35. Policy risks. There are strong interactions between environment degradation, population increase and economic stagnation, including the stagnation of agriculture, so that the impact of the environment programme would be limited in the absence of significant progress on the other fronts. Madagascar's future can be seen within two extremes. First, with continued "muddling through", the prognosis is devastating -- net capital inflows will shrink rapidly, import capacity will be impaired, GDP per capita will continue to fall and poverty will rise rapidly creating the real possibility of social explosion. The second scenario for Madagascar's future could materialize if the government can overcome internal differences and reticence toward comprehensive reform, and formulate and implement a transparent and credible economic reform programme that would lead to a foreign investment rebound and lay the basis for export-led growth.

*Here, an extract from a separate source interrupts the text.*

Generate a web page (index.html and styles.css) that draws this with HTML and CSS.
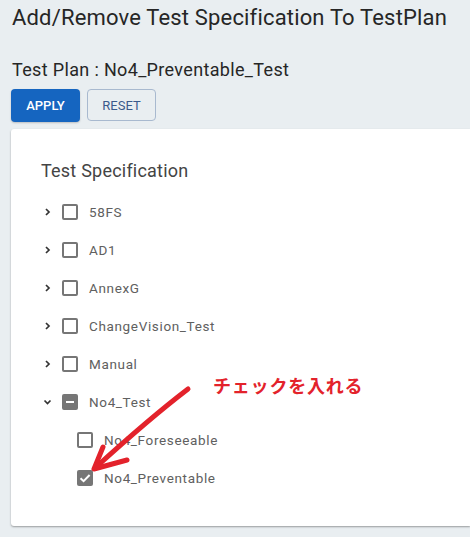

36. Policies that discriminate against agriculture have a direct impact on incentives for deforestation and shifting cultivation; more generally speaking, the incentive framework for agriculture development (e.g. rural infrastructure and access to markets, availability of social and financial services) determines land use intensification and thus has a direct influence on natural resources management practices; such issues are being addressed under the on-going structural adjustment dialogue as well as under various sector projects. Policies that discriminate against tourism development (e.g. visa regime, air transport monopoly) would also affect the programme negatively, because ecotourism is a major potential source of income from protected areas. These too are being adjusted through the reform programme.

37. Institutional risks are related to potential political instability, resulting in inter-institutional competition. Such a situation would compromise programme implementation, as it happened in 1994 with the creation of a separate ministry for the environment. The proposed institutional arrangements (para. 11) would address these issues by providing for more stability. Other risks are related to weak implementation capacity. Formal implementation capacity analyses are being carried out for ONE, ANGAP and possibly other agencies in order to formulate recommendations on how best to address this latter risk.

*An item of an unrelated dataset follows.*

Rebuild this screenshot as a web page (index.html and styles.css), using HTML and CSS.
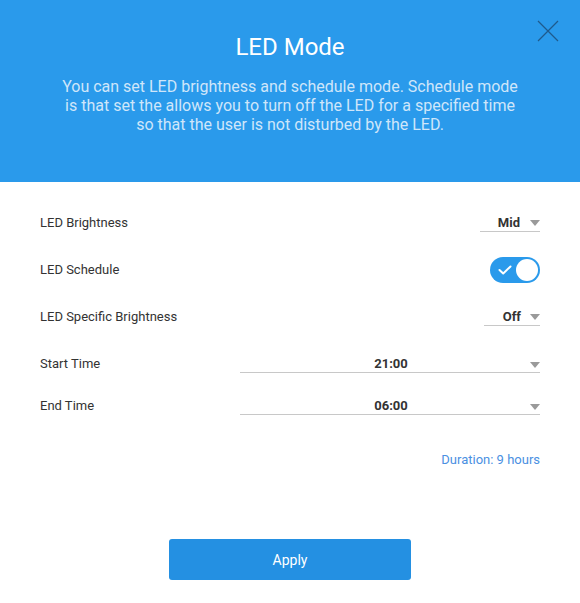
FILE: index.html
```html
<!DOCTYPE html>
<html>
<head>
<meta charset="utf-8">
<link rel="stylesheet" href="styles.css">
</head>
<body>
<div class="dialog">
  <header class="head">
    <button class="close" aria-label="Close">
      <svg width="22" height="22" viewBox="0 0 22 22"><path d="M1 1L21 21M21 1L1 21" stroke="#1f5a8c" stroke-width="1.2" fill="none"/></svg>
    </button>
    <h1 class="title">LED Mode</h1>
    <p class="desc">You can set LED brightness and schedule mode. Schedule mode is that set the allows you to turn off the LED for a specified time so that the user is not disturbed by the LED.</p>
  </header>
  <main class="body">
    <div class="row r1">
      <span class="label">LED Brightness</span>
      <div class="select small">
        <span class="val">Mid</span><span class="caret"></span>
      </div>
    </div>
    <div class="row r2">
      <span class="label">LED Schedule</span>
      <div class="toggle">
        <svg class="check" width="14" height="10" viewBox="0 0 14 10"><path d="M1.5 5L5.2 8.5L12.5 1.5" stroke="#fff" stroke-width="2" fill="none" stroke-linecap="round" stroke-linejoin="round"/></svg>
        <span class="knob"></span>
      </div>
    </div>
    <div class="row r3">
      <span class="label">LED Specific Brightness</span>
      <div class="select small off">
        <span class="val">Off</span><span class="caret"></span>
      </div>
    </div>
    <div class="row r4">
      <span class="label">Start Time</span>
      <div class="select wide">
        <span class="val">21:00</span><span class="caret"></span>
      </div>
    </div>
    <div class="row r5">
      <span class="label">End Time</span>
      <div class="select wide">
        <span class="val">06:00</span><span class="caret"></span>
      </div>
    </div>
    <div class="duration">Duration: 9 hours</div>
    <div class="actions">
      <button class="apply">Apply</button>
    </div>
  </main>
</div>
</body>
</html>
```
FILE: styles.css
```css
* { box-sizing: border-box; }
html, body { margin: 0; padding: 0; background: #fff; }
body { font-family: Roboto, "Noto Sans", Arial, sans-serif; width: 580px; height: 603px; overflow: hidden; }

.dialog { width: 580px; }

.head {
  position: relative;
  background: #2a9aeb;
  height: 182px;
  padding: 31px 56px 0;
  text-align: center;
}
.close {
  position: absolute;
  top: 20px;
  right: 21px;
  width: 22px;
  height: 22px;
  padding: 0;
  border: 0;
  background: none;
  line-height: 0;
}
.title {
  margin: 0;
  font-size: 24px;
  font-weight: 400;
  color: #fff;
  line-height: 32px;
}
.desc {
  margin: 14px 0 0;
  font-size: 16px;
  line-height: 19px;
  color: #cfe6fa;
}

.body { padding: 0 40px; }
.row {
  display: flex;
  align-items: center;
  justify-content: space-between;
  color: #333;
  font-size: 13px;
}
.r1 { height: 47px; margin-top: 17px; }
.r2 { height: 47px; }
.r3 { height: 47px; }
.r4 { height: 47px; }
.r5 { height: 37px; }

.select {
  position: relative;
  display: flex;
  align-items: center;
  height: 18px;
  border-bottom: 1px solid #c8c8c8;
  margin-top: 1px;
}
.select .val { font-weight: 700; color: #333; font-size: 13px; }
.caret {
  width: 0; height: 0;
  border-left: 5px solid transparent;
  border-right: 5px solid transparent;
  border-top: 6px solid #9a9a9a;
}
.small { width: 60px; justify-content: flex-end; }
.small .val { margin-right: 10px; }
.small.off { width: 56px; }
.small.off .val { margin-right: 9px; }
.wide { width: 300px; justify-content: center; }
.wide .val { margin-left: 2px; }
.wide .caret { position: absolute; right: 0; top: 7px; }

.toggle {
  position: relative;
  width: 50px;
  height: 26px;
  border-radius: 13px;
  background: #2a9aeb;
}
.check { position: absolute; left: 8px; top: 8px; }
.knob {
  position: absolute;
  right: 2px;
  top: 2px;
  width: 22px;
  height: 22px;
  border-radius: 50%;
  background: #fff;
}

.duration {
  margin-top: 28px;
  text-align: right;
  color: #4a90e2;
  font-size: 13px;
  line-height: 16px;
}

.actions { display: flex; justify-content: center; margin-top: 71px; }
.apply {
  width: 242px;
  height: 41px;
  border: 0;
  border-radius: 3px;
  background: #2490e2;
  color: #fff;
  font-family: inherit;
  font-size: 14px;
}
```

38. Programme management at the Regional Level. Integrating Madagascar's present governmental agencies into the regional approach to natural resource management will be a challenge. As the APPP is a new approach in Madagascar, careful design and adaptive implementation will be required to ensure that its full potential is realized. Fortunately, the on-going decentralization process is fully compatible with this integration. Under decentralization, annual work plans will be defined at the regional level, and regions will coordinate EP2 components with other programmes, as well as focus on various social and economic aspects of environmental problems. It is well understood that decentralization will take some time. Therefore, temporary Regional Programming Committees (RPCs) will be established until the regional governments are fully prepared to assume their new roles. RPCs will be comprised of all key stakeholders will be established to set priorities for the activities that are to be funded under EP2. A pilot process to establish and test these mechanisms is already underway.

INSTITUTIONAL FRAMEWORK AND PROGRAMME IMPLEMENTATION

39. The first phase programme worked primarily as a set of coordinated but independent projects. Under the second phase, programme integration would leap forward through the consolidation and strengthening of the annual programming and budgeting process, as well as the consolidation of the monitoring system. Implementation will be carried out by the various line agencies that were set-up during the first phase. High level policy guidance will be entrusted to a National Environment Council, under the Presidency of the Republic. Policy level coordination will be the responsibility of an Interministerial Environment Committee, also under creation; the Commissioner General for the Environment (CGE), within the Ministry in charge of the Environment (currently the Ministry of Agriculture) will chair the Committee on behalf of the Prime Minister (See Annex G). Operational level coordination will be carried out by ONE. The need to better define the border line between the EP2 and other programmes as well as to seek synergy between such programmes would be addressed through the regionalization of the annual programming process and the proposed Regional Fund. All the implementation arrangements, including monitoring and evaluation and the corresponding indicators, would be spelled out in an implementation manual, currently under preparation. The Government of Madagascar is in a process of on-going decentralization which will continue as EP2 commences, resulting in a change of roles for current governmental institutions. The APPP perfectly fits this changing administrative framework. GEF will facilitate the changes in roles.